La recherche montre que, dès la maternelle, trois variables prédisent la facilité avec laquelle l’enfant va apprendre à lire :

  • Les compétences phonologiques de l’enfant
  • Le vocabulaire oral de l’enfant
  • La présence des livres dans son environnement, et leur valorisation


L’école maternelle doit donc viser à enrichir l’enfant dans ces trois domaines. A ce stade, on ne saurait parler de « programme », mais seulement de jeux et d’activités choisis pour leur valeur pédagogique :

  • Phonologie : Jeux de mots, marquage du nombre de syllabes des mots avec un instrument de musique, jeux de rime, ressemblances phonologiques, approximations (« mots tordus ») et distinctions entre les mots, repérage du premier son, etc.
  • Vocabulaire : Imagiers, lectures orales, logiciels, puzzles et jeux exposant l’enfant à un vocabulaire enrichi et exigeant (rappelons qu’à cet âge, n’importe quel enfant apprend 10 à 20 mots par jour pourvu qu’il soit exposé à un langage oral riche et diversifié).
  • Présence des livres : lectures quotidiennes par les enseignants et, tous les soirs, par les parents. Présence, dans toutes les classes, d’une bibliothèque de livres illustrés où l’enfant prend l’habitude de puiser chaque fin de semaine. 

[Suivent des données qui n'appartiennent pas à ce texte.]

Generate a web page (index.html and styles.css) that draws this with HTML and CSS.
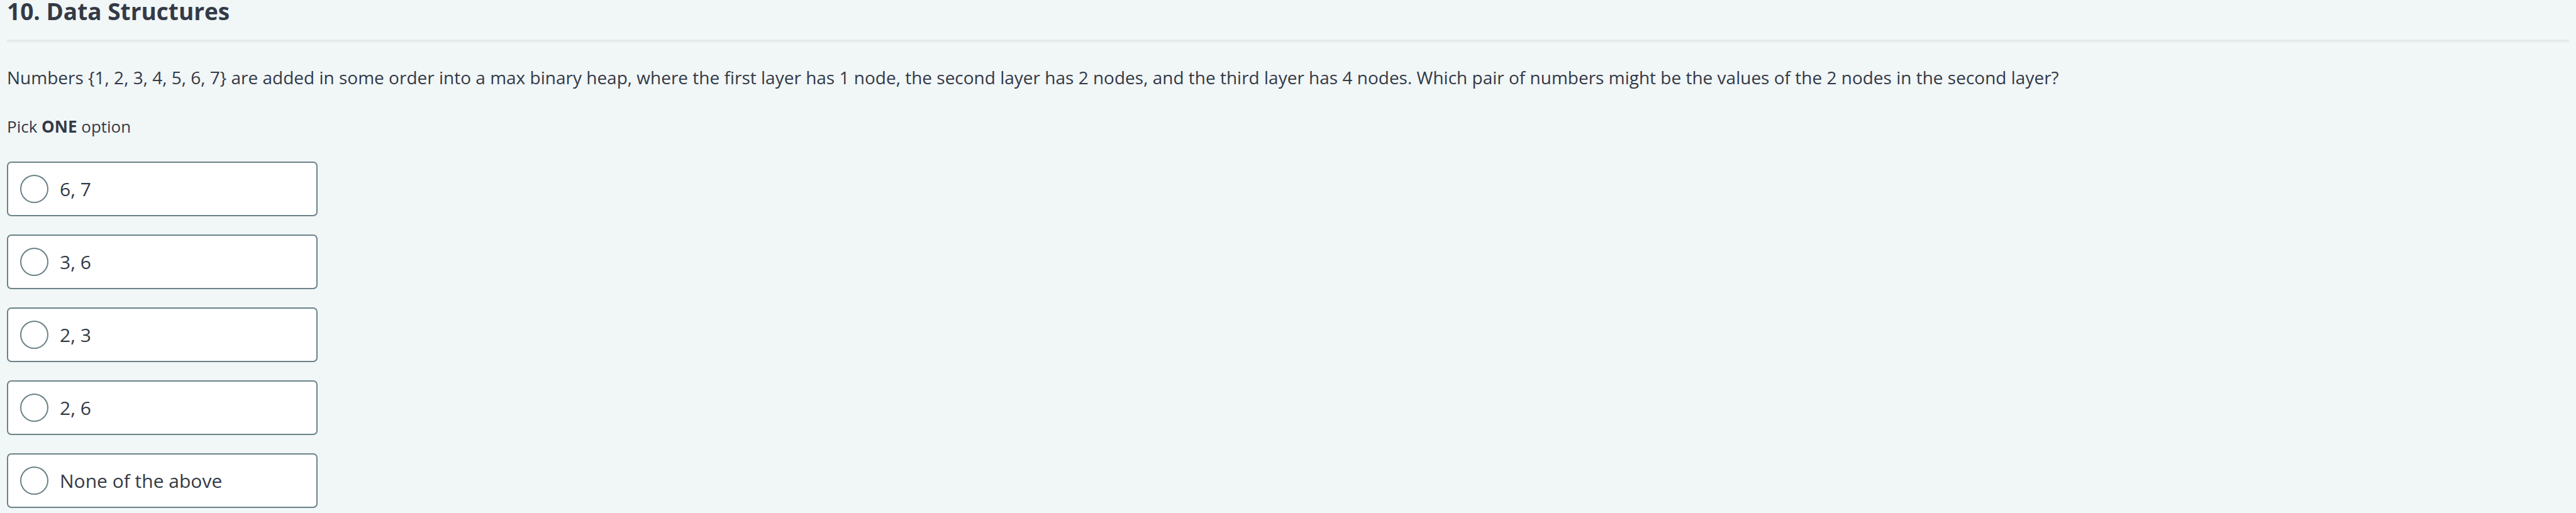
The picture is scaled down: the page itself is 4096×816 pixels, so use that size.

Au CP : L’acquisition du décodage et du vocabulaire écrit

La première année de la lecture doit se concentrer sur l’apprentissage du code alphabétique. Pour une langue semi-transparente telle que le français, il est réaliste (quoique exigeant) de viser qu’à la fin du CP, l’enfant sache (1) déchiffrer sans erreur pratiquement n’importe quel mot, connu ou inconnu, ainsi que n’importe quel pseudo-mot ; (2) comprendre le sens des mots connus qu’il déchiffre.

Objectif 1 : Un déchiffrage précis et sans erreur.

Pour y parvenir, l’enseignant doit expliciter chacun des aspects du code alphabétique :

-  Correspondance graphème-phonème : enseignement systématique de la manière dont chaque lettre transcrit un son ; dans un ordre rationnel, en commençant par les correspondances les plus simples et les plus fréquentes. i

-  Combinatoire des lettres : une étape essentielle et difficile pour l’enfant consiste à comprendre que les sonorités portées par chaque lettre se combinent pour former des syllabes. L’enseignement commence par les combinaisons les plus simples (CV = consonne voyelle, en commençant par les consonnes « continues » comme /f/, /ch/, /s/, /j/) et se poursuit par les combinaisons plus ardues : VC, CVC, CCV, CCCV, etc.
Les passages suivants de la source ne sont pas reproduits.